I owe you all some thanks.
In January, on the heels of a tough holiday and the decision to get a divorce, etcetera, I wrote this:
"2009 is an infant at this stage, and I'm already understanding just how much of a bitch she's gonna grow up to be."
Today I'm reflecting, and can see where I was right. 2009 was a bitch. Is now a full grown bitch. I have so much freaking work to do in the coming weeks. Papers, exams, moving, resettling, job-finding, grad program applying... And, while separated, I'm still not divorced, which makes me feel a bit constipated.
It is easy to be negative about all this, but here's the bright side: I realize how lucky I am. I get to travel the world doing work that I love to do with good friends. I get to have terrifying rides through the Oaxaca mountains in the backs of vans. I get to eat good food and drink good drink. I get to read and write. I get to talk about motorcycles and sheep farming. I get to think about the future. I get to create. I have love. I get to be happy with myself and the people around me (or far away).
Yes, 2009 has been hard, but it was not joyless.
At lunch one day last week in Mexico, Gale said something funny. Really funny. In fact, I lost my shit. I laughed like I haven't laughed since... Well, I honestly can't remember. It was the kind of unchecked, choking, food-coming-out-of-your-nose laughter that seems to happen once a decade, but should probably happen daily. My laughing got Gale laughing, and we both made a ridiculous cackling scene in the restaurant that just went on and on. I couldn't see straight and, though we were stone-sober, I'm sure we appeared to have had a few too many shots of complimentary mezcal.
This year so far, there have been hundreds of instances like this. Maybe not laughter exactly, but equally poignant for sure. If you're reading this, we've probably had at least one together. Friends, don't think that the value of times like this is lost on me. I appreciate every second.
So, to all of you, for all the joy in this bitch of a year, Thank you.

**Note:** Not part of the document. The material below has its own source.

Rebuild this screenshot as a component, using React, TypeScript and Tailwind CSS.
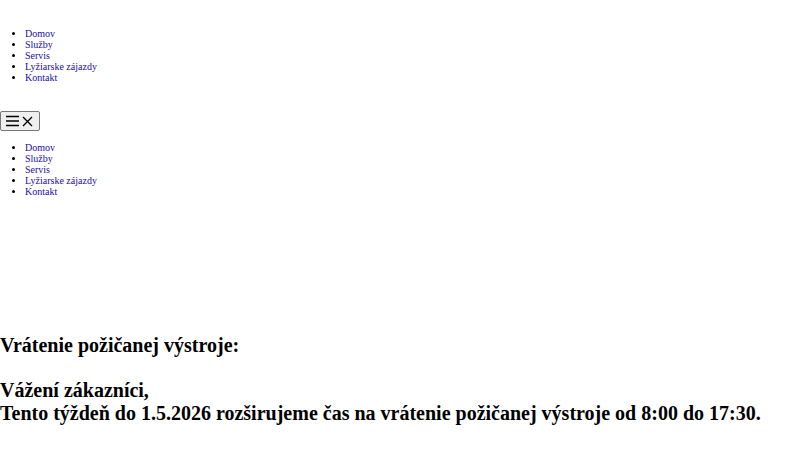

Wednesday, November 4, 2009

Lost Souls CAlling Long-Distance Salvation

3:30am:
Early drive to the airport for the Mexi-trip. I usually listen to Public Radio in the car, 90.1, but this early it is some canned classical music show that was guaranteed to lull me into roadside-statistic-hood. So, I scanned. By the time I got to 95.7 I had already passed six evangelist stations, all varying degrees of psychotic. I did stop on one for a while. Mostly because the preacher's "JE-sus" and "SA-tan" style iron-fisted iambs were guaranteed to startle me awake every once in a while.
A couple things I noticed in general.
1-He made no sense--the thread of his conversation was so broken, I never knew if he was originally talking about premarital sex or the apocalypse. Guess it is all the same thing to some people...
2-Rampant misogyny--According to our wee-hours fanatic, God is at the head of man, man is at the head of woman and woman belongs in the house. At first I thought I had time-warped back to before people were smart. But, alas, I did not mis hear or speak. Examples followed. It is clear that this preacher actually said and meant that men are better than women.
Now, that concerned me on a couple levels. First, I'm generally bummed out that this sentiment exists. It is a very bad interpretation of a perfectly good philosophy, it is based in fear and hate.
Second, the radio is saturated with this claptrap. Bandwidth isn't cheap. That means that there a lot of people buying what this jerk is selling. In response, I have to say this: You people are assholes. Will you listen to what this guy is saying? I'm sure Jesus didn't hate women.
Over and out.

Tuesday, November 3, 2009

Finally, a Race

Getting up early enough tomorrow to justify not going to bed at all. Gonna catch a plane to Oaxaca. Racing. Bicycles. Friends.